Not sure if this the place for this, but it's at least the engine of my car. 
For about a week now my windshield wiper blades are going INCREDIBLY slow, no matter what setting I put them on. Any idea as the issue? I'm not that car savvy, so please be easy on any lingo








Thanks!


----------



## RUbbish (May 7, 2007)

*Re: Really slow and sluggish windshield wipers? (dabbott)*

replace the motor for them?


----------



## dabbott (Apr 20, 2008)

*Re: Really slow and sluggish windshield wipers? (RUbbish)*

Well, I thought about that but I was hoping it could be an easier, more inexpensive fix.
Any other ideas?


----------



## doodpod (Apr 27, 2004)

*Re: Really slow and sluggish windshield wipers? (dabbott)*

This really belongs in the Mk IV forum.








The linkage is jamming up. It comes from VW manufacturing the frame/housing thing from pot metal, and the shafts the wiper arms attach to from steel. The dissimilar metals gall and bind up.
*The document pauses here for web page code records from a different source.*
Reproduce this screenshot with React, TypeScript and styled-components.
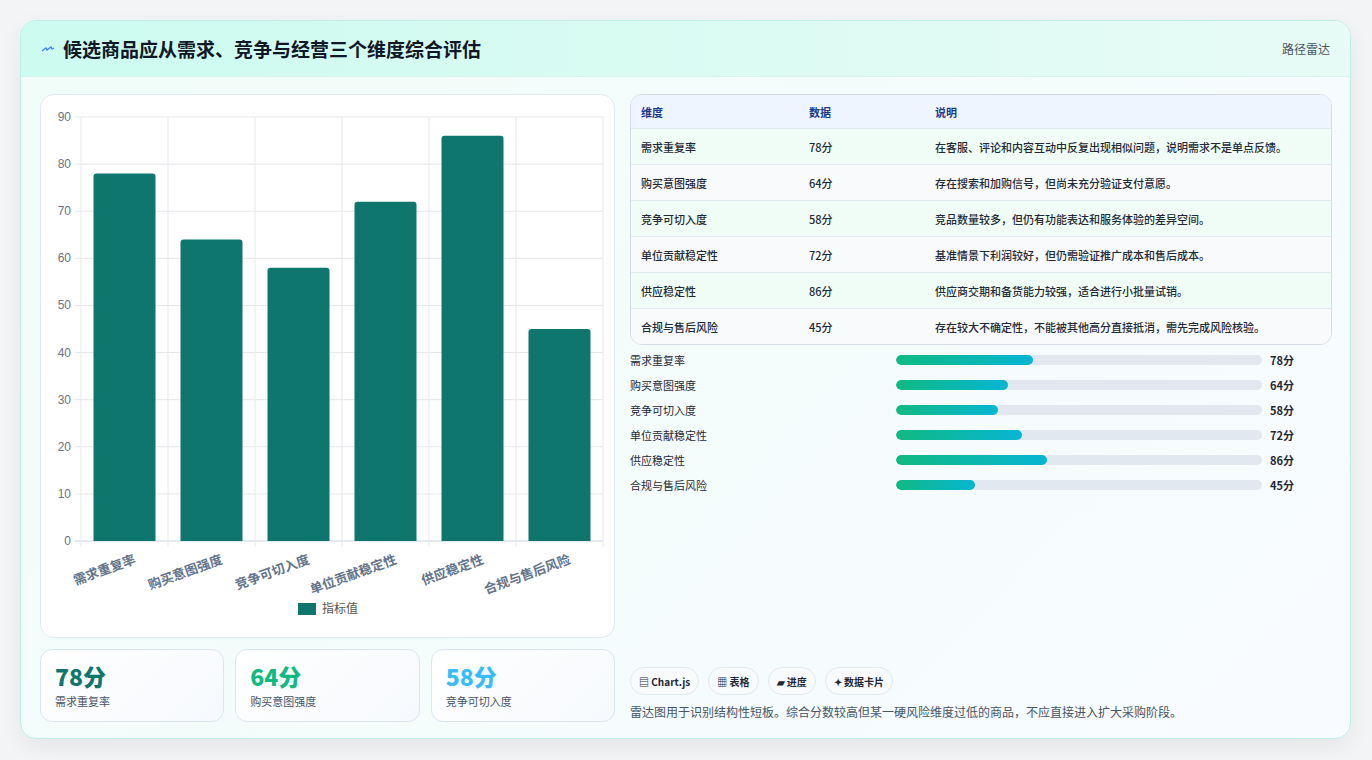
import React from "react";
import styled, { createGlobalStyle } from "styled-components";

const G = createGlobalStyle`
  body{margin:0;background:#f3f4f6;font-family:"Noto Sans CJK SC","Noto Sans",sans-serif;}
`;
const data = [
  { n: "需求重复率", v: 78, d: "在客服、评论和内容互动中反复出现相似问题，说明需求不是单点反馈。" },
  { n: "购买意图强度", v: 64, d: "存在搜索和加购信号，但尚未充分验证支付意愿。" },
  { n: "竞争可切入度", v: 58, d: "竞品数量较多，但仍有功能表达和服务体验的差异空间。" },
  { n: "单位贡献稳定性", v: 72, d: "基准情景下利润较好，但仍需验证推广成本和售后成本。" },
  { n: "供应稳定性", v: 86, d: "供应商交期和备货能力较强，适合进行小批量试销。" },
  { n: "合规与售后风险", v: 45, d: "存在较大不确定性，不能被其他高分直接抵消，需先完成风险核验。" },
];
const Page = styled.div`padding:20px 21px 20px 20px;`;
const Card = styled.div`height:719px;box-sizing:border-box;border:1px solid #bfeee6;border-radius:16px;background:linear-gradient(135deg,#f0fdf8,#f8fbff);box-shadow:0 8px 24px rgba(0,0,0,.06);overflow:hidden;display:flex;flex-direction:column;`;
const Header = styled.div`height:55px;flex:none;display:flex;align-items:center;justify-content:space-between;padding:0 20px;background:linear-gradient(90deg,#ccfbef,#e8fbf6);border-bottom:1px solid #d6f3ec;`;
const Title = styled.h1`margin:0;font-size:19px;font-weight:700;color:#111827;display:flex;align-items:center;gap:8px;`;
const Tag = styled.span`font-size:12px;color:#4b5563;`;
const Body = styled.div`flex:1;display:grid;grid-template-columns:575px 1fr;gap:15px;padding:17px 18px 18px 19px;`;
const Col = styled.div`display:flex;flex-direction:column;gap:11px;min-height:0;`;
const ChartBox = styled.div`height:544px;box-sizing:border-box;background:#fff;border:1px solid #e2e8f0;border-radius:14px;`;
const Stats = styled.div`display:grid;grid-template-columns:repeat(3,1fr);gap:11px;`;
const Stat = styled.div`height:73px;box-sizing:border-box;border:1px solid #dbe5f0;border-radius:12px;background:linear-gradient(135deg,#fff,#f6f9fd);padding:11px 14px;`;
const Big = styled.div<{ c: string }>`font-size:23px;font-weight:800;color:${p => p.c};line-height:30px;`;
const Small = styled.div`font-size:11px;color:#475569;margin-top:2px;`;
const Table = styled.div`border:1px solid #d5dde8;border-radius:12px;overflow:hidden;background:#fff;`;
const Row = styled.div<{ h?: boolean; alt?: boolean }>`display:grid;grid-template-columns:168px 126px 1fr;height:${p => p.h ? 33 : 35}px;align-items:center;padding-left:10px;font-size:11px;
  color:${p => p.h ? "#1e3a8a" : "#1f2937"};font-weight:${p => p.h ? 600 : 500};
  background:${p => p.h ? "#eef5ff" : p.alt ? "#f8fafc" : "#f0fdf6"};border-top:${p => p.h ? "none" : "1px solid #e2e8f0"};`;
const Bars = styled.div`display:flex;flex-direction:column;gap:7px;margin-top:6px;`;
const BarRow = styled.div`display:grid;grid-template-columns:266px 366px 1fr;align-items:center;height:18px;font-size:11px;color:#1f2937;`;
const Track = styled.div`height:10px;border-radius:5px;background:#e2e8f0;overflow:hidden;`;
const Fill = styled.div`height:100%;border-radius:5px;background:linear-gradient(90deg,#10b981,#06b6d4);`;
const Val = styled.span`font-weight:700;padding-left:8px;`;
const Spacer = styled.div`flex:1;`;
const Chips = styled.div`display:flex;gap:9px;`;
const Chip = styled.span`height:28px;box-sizing:border-box;padding:0 8px;border:1px solid #e2e8f0;border-radius:14px;background:#f8fafc;font-size:10px;font-weight:600;color:#1f2937;display:flex;align-items:center;gap:3px;`;
const Note = styled.p`margin:8px 0 2px;font-size:12px;color:#475569;`;

function Chart() {
  const x0 = 40, y0 = 446, h = 424, w = 522, bw = 87;
  const cats = data;
  return (
    <svg width="573" height="542" style={{ display: "block" }}>
      {Array.from({ length: 10 }, (_, i) => {
        const y = y0 - (i * h) / 9;
        return <g key={i}>
          <line x1={x0 - 6} x2={x0 + w} y1={y} y2={y} stroke={i === 0 ? "#cbd5e1" : "#e5e7eb"} />
          <text x={x0 - 10} y={y + 4} fontSize="12" textAnchor="end" fill="#6b7280" fontFamily="Liberation Sans">{i * 10}</text>
        </g>;
      })}
      {Array.from({ length: 7 }, (_, i) => <line key={i} x1={x0 + i * bw} x2={x0 + i * bw} y1={y0 - h} y2={y0 + 6} stroke="#e5e7eb" />)}
      {cats.map((c, i) => {
        const bh = (c.v / 90) * h;
        const cx = x0 + i * bw + bw / 2;
        return <g key={i}>
          <path d={`M${cx - 31} ${y0}V${y0 - bh + 3}q0-3 3-3h56q3 0 3 3V${y0}Z`} fill="#0f766e" />
          <text transform={`translate(${cx + 12},${y0 + 22}) rotate(-20)`} fontSize="13" fontWeight="600" textAnchor="end" fill="#64748b">{c.n}</text>
        </g>;
      })}
      <rect x="257" y="508" width="18" height="12" fill="#0f766e" />
      <text x="281" y="518" fontSize="12" fill="#555">指标值</text>
    </svg>
  );
}

export default function App() {
  const colors = ["#0f766e", "#10b981", "#38bdf8"];
  return (
    <Page>
      <G />
      <Card>
        <Header>
          <Title><svg width="14" height="10" viewBox="0 0 14 10"><path d="M1 7l4-3 1 2 4-3 1 2 2-1" stroke="#3b82f6" fill="none" strokeWidth="1.2" /></svg>候选商品应从需求、竞争与经营三个维度综合评估</Title>
          <Tag>路径雷达</Tag>
        </Header>
        <Body>
          <Col>
            <ChartBox><Chart /></ChartBox>
            <Stats>
              {data.slice(0, 3).map((d, i) => <Stat key={i}><Big c={colors[i]}>{d.v}分</Big><Small>{d.n}</Small></Stat>)}
            </Stats>
          </Col>
          <Col style={{ gap: 0 }}>
            <Table>
              <Row h><span>维度</span><span>数据</span><span>说明</span></Row>
              {data.map((d, i) => <Row key={i} alt={i % 2 === 1}><span>{d.n}</span><span>{d.v}分</span><span>{d.d}</span></Row>)}
            </Table>
            <Bars>
              {data.map((d, i) => <BarRow key={i}><span>{d.n}</span><Track><Fill style={{ width: `${d.v * 0.48}%` }} /></Track><Val>{d.v}分</Val></BarRow>)}
            </Bars>
            <Spacer />
            <Chips>
              <Chip>▤ Chart.js</Chip><Chip>▦ 表格</Chip><Chip>▰ 进度</Chip><Chip>✦ 数据卡片</Chip>
            </Chips>
            <Note>雷达图用于识别结构性短板。综合分数较高但某一硬风险维度过低的商品，不应直接进入扩大采购阶段。</Note>
          </Col>
        </Body>
      </Card>
    </Page>
  );
}
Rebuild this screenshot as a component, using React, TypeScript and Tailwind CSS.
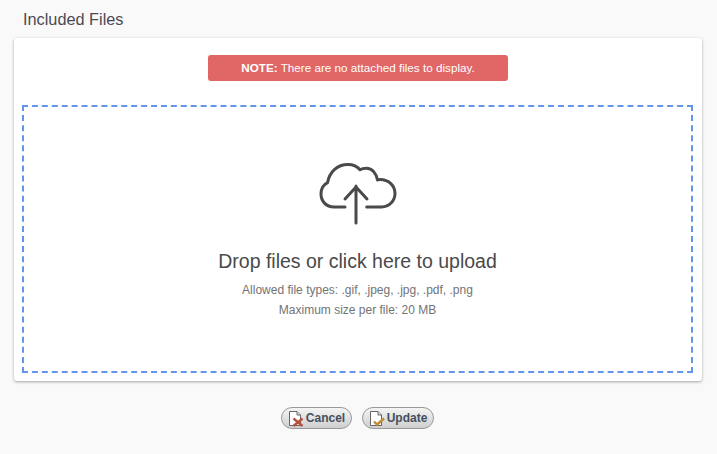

To fix this:
1) remove the wiper arms.
2) remove the rain tray.
3) unplug the wiper motor, and remove the wiper assembly.
4) pop the little snap-on ball joints off of each rotating shaft
5) remove the c-clips from the tops of the rotating shafts. be carefule, as these will fly off and you will lose then forever.
6) work the shaft out of the sleeve it's in.
7) sand down each shaft, and use a drill to enlarge each sleeve. *do not use a bit more than half a millimeter larger that the sleeve's bore.*
8) lube up the shafts (I used silicone grease), and reassemble.
Your wipers should now work freely for years to come. http://****************.com/smile/emthup.gif


----------



## dabbott (Apr 20, 2008)

*Re: Really slow and sluggish windshield wipers? (doodpod)*

Wow. I trust myself doing that about as much as flying a plane...
Is it easier than it sounds? Because right now, I'm freaking out, lol.


----------



## doodpod (Apr 27, 2004)

*Re: Really slow and sluggish windshield wipers? (dabbott)*

They're windshield wipers. If you fack it up, junk the mechanism and go get another from a yard for $30.


----------



## digraph (Jul 23, 1999)

*Re: Really slow and sluggish windshield wipers? (doodpod)*

When my wiper transmission died, it was beyond repair. You need to get the first part on this page. I think I got mine from ECS at the time. 
It should take 1-2 hours of slow steady work for the mechanically bashful. And no, I wouldn't get this part from a junk yard.


----------